Eweka Ier est un monarque de l'histoire du royaume du Bénin qui règne de 1200 jusqu'à sa mort en 1235 après JC. Il supervise la transition de la dynastie Ogiso vers l'émergence des Oba du Bénin. Son règne de 35 ans a un impact notable sur les aspects politiques, culturels et traditionnels du royaume.

Avant le règne d'Eweka Ier, le royaume du Bénin est confronté à l'incertitude en raison du bannissement d'Owodo, le dernier Ogiso, pour mauvaise gestion. Oduduwa, qui est le père d'Oromiyan, est exilé à Uhe (Ife), envoie ce dernier comme émissaire à Benin City. Ce dernier se marie avec Erinwinde, une femme de la culture locale.

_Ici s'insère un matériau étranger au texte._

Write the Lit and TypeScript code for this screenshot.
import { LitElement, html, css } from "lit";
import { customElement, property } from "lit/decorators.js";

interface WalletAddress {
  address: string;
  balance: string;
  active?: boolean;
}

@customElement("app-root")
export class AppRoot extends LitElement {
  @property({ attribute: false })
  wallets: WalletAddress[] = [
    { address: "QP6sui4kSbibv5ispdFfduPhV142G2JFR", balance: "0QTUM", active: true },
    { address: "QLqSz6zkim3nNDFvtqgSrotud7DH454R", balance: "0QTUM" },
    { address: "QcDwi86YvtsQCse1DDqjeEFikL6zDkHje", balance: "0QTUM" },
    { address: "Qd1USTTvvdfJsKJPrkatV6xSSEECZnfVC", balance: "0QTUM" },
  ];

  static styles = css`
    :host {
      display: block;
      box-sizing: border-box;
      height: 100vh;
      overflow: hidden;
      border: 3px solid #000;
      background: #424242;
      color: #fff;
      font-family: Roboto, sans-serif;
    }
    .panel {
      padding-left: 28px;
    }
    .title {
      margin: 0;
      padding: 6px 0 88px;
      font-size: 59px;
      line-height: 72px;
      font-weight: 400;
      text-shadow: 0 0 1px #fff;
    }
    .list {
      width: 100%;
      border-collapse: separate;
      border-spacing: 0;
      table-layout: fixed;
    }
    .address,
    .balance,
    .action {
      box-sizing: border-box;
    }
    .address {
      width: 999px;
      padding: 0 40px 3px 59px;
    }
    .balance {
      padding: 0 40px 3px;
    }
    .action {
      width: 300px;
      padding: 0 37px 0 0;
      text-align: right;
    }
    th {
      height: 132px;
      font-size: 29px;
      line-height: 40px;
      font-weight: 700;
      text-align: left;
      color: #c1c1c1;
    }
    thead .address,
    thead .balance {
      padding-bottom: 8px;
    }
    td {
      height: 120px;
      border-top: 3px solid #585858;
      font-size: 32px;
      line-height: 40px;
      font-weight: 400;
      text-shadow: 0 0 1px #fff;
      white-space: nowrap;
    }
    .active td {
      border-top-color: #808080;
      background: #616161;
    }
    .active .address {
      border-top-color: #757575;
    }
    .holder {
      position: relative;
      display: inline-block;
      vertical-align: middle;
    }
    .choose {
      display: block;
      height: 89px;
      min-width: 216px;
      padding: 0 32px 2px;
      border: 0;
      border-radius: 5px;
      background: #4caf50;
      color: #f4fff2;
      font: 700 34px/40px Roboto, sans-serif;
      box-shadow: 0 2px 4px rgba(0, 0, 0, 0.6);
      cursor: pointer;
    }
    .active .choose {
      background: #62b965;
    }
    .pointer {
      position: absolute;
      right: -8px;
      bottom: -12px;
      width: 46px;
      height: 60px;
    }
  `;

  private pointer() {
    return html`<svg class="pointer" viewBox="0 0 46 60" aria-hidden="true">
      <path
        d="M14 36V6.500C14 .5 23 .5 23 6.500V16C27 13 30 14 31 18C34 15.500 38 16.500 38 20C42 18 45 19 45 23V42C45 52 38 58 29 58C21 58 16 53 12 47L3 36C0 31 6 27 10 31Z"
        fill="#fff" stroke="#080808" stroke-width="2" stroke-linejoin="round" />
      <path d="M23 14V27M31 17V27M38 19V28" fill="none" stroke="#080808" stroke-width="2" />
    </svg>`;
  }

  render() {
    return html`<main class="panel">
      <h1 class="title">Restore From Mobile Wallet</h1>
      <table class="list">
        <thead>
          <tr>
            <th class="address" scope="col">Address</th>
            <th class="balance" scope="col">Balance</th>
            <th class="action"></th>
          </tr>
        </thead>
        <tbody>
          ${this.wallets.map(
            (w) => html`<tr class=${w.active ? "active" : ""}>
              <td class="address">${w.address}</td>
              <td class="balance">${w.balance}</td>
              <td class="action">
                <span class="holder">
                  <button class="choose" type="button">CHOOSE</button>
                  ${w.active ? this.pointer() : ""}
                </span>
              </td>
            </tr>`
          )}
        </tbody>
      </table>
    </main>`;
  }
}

Après une période d'interrègne conséquente, leur fils Eweka est placé sur le trône.

Le règne d'Eweka Ier marque l'établissement du règne des Oba au Bénin, le terme « Oba » commençant à signifier royauté à son époque. Il souligne l’importance des dirigeants éduqués dans la culture béninoise, un principe qui persiste au fil des siècles. Après la mort d'Eweka Ier en 1235 après JC, son identité devient partie intégrante du royaume du Bénin, influençant sa gouvernance, ses traditions et son patrimoine culturel.

Biographie[modifier | modifier le code]

Plaque en bronze représentant un Oba et ses serviteurs datant du XVIe siècle.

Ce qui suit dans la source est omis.